Teachers–how much money from your last paycheck did you give back to your job? Stop spending–before it’s too late!
It’s prom season. ($40)
“Can your department donate a basket to our fundraiser?” ($10)
“Dress down day.” ($10/month)
Hosting a breakfast before testing. ($10-$30)
Random fundraisers ($20-30 a month)
Classroom supplies not in the budget (hundreds of dollars a year)…
The IRS allows teachers to deduct $250 of their classroom expenses. Chances are, you spend way more than that.
“I spend a thousand,” said a teacher I was speaking with the other day. A Manhattan teacher I talked to while researching my upcoming book “A Broke Teacher’s Guide to Success” spends almost five thousand a year–then crowdfunds the rest.
Stop spending today!
If you’re trying to be financially successful, you must stop spending your paycheck on your job today.
In every other job on the planet, people go to work and get paid, then use their paychecks to pay their bills and save for their future. Jobs provide supplies and equipment to get the work done.
Teachers are the opposite. We go to work, donate their paychecks to work causes, then steal supplies from home–and bring them to work.
If you do this regularly, you’ll never achieve financial freedom. It’s that simple.

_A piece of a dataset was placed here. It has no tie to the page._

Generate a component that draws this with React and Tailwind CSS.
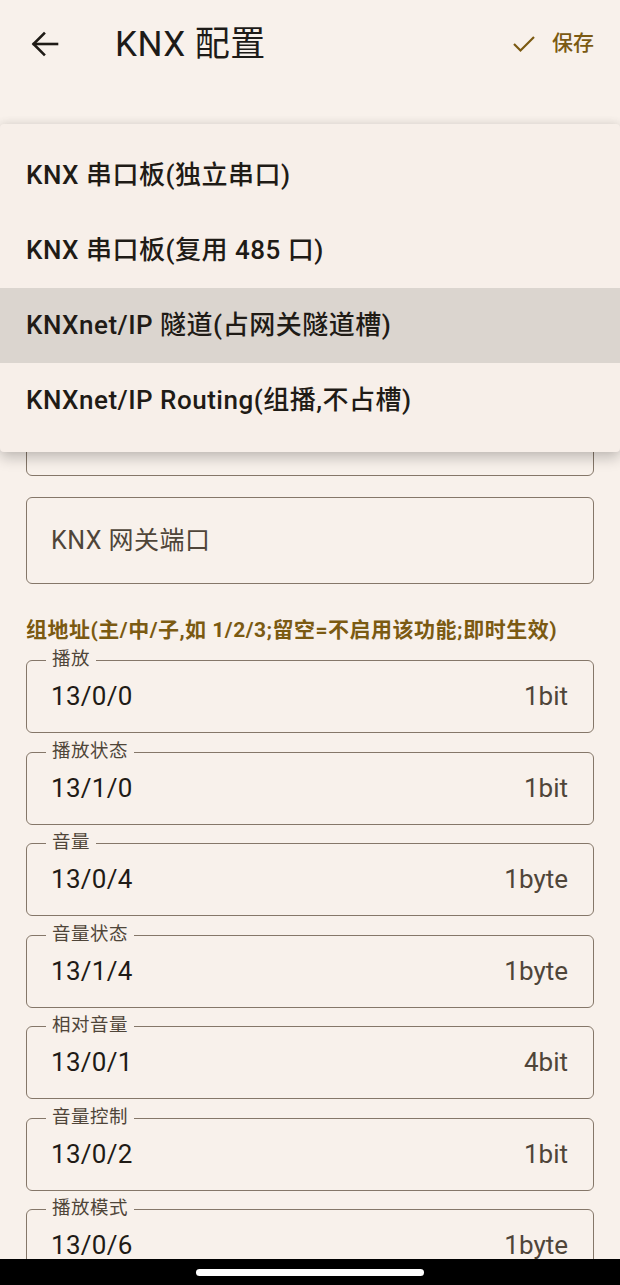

What may seem like “it’s only ten dollars” today compounds and subtracts from your future. At a time where the majority of Americans are deep in debt and not even close to ready for retirement, saying no isn’t selfish, it’s a necessary part of achieving financial wellness.
How do you say no when everyone needs something?
….Easy. Memorize lines like a Hollywood actor.
Practice saying these things in the mirror at home. Then, then next time your someone asks you to buy cookies for their kid’s sale, a student hands you their club fundraiser pledge sheet, or people ask for your share of a department donation to a worthy cause, you’ll be ready.
- “Giving is personal for me. I choose to give privately to causes I already work with.”
- “I have a strict ‘no spend’ rule at work since everyone has something great they’re working on and I really love everyone’s projects and good deeds. I could never choose.”
- For the more persistent fundraisers: “No thank you. I have a policy that I don’t spend my paycheck on my job.”
- Or simply, “No” or “No thank you.” You really don’t owe anyone an explanation.
If all else fails and you can’t say no, do this: never carry cash. Then you can say, “Sorry, I don’t have any cash.” When someone says “I can collect tomorrow,” repeat the mantra. “I don’t carry cash.”
Don’t feel guilty about that “no.”
If you’re a teacher, that’s easier said than done–I always feel guilty. People sometimes get offended or upset that I’m not doing my fair share to contribute. A few don’t take no for an answer, which makes me feel even more pressured. Also, I empathize deeply. “If that were me, I’d want help.”
As teachers, we’re programmed to say yes and worry about the consequences later. We’ll juggle our own bills to help others. “I’ll catch up next month,” we say.
This is the wrong strategy for reaching financial goals.
Is there a time I can say yes? How do I know?
In order to answer that question, I look deep into my bank account and ask these questions:
- Are all my bills paid with money left over?
- Is my retirement and savings taken care of properly?
- Do I have an acceptable emergency fund?
- Have I saved for any expenses coming down the road?
If the answer is “yes” to all these questions–every single one–then I’m in a position to donate and give. I can set aside a budget for funding, helping, and donating.
However, if the answer is no to even one of those questions, the answer must be no to outside giving until I can make those answers “yes.”
Abraham Lincoln gets credit for saying, “You can’t help the poor by becoming one of them.” Although he probably didn’t say that, the wisdom behind it is true. There will always be someone in need, but unless I stop spending and attend to my financial wellness, I’ll never get where I want to go.
It’s not harsh–it’s tough love and simple math.
What do I do if I still want to help others?
Money’s not the only way to give–there are three ways: time, talent, and treasure. If “treasure” isn’t an option right now, use your time and talent instead.
- Send a card
- Make something
- Volunteer to work the event
- Send a message of support
- Check in
- Offer to listen
- Help out or ofter advice
- Bring a cup of tea
You may not be able to give that ten or hundred dollar donation, but you can always be thoughtful, smile, and show you care in other ways.
As I started doing more of that type of giving and less giving out of my own pocket, I noticed something–no student cared about me less. In fact, they were just as grateful, if not more.
Anyone who doesn’t understand you “no” or want the best for you–including your financial wellness–isn’t worth keeping in your inner circle. Remember that. Find a few kindred spirits who also commit to financial wellness, and achieve your financial goals together.
This advice isn’t just for you–it’s for every student watching you.
You, after all, are the example for them. Show students good habits–a path to happiness, balance and success–how you worked to get to the top of the mountain, and how they can achieve their financial goals, too.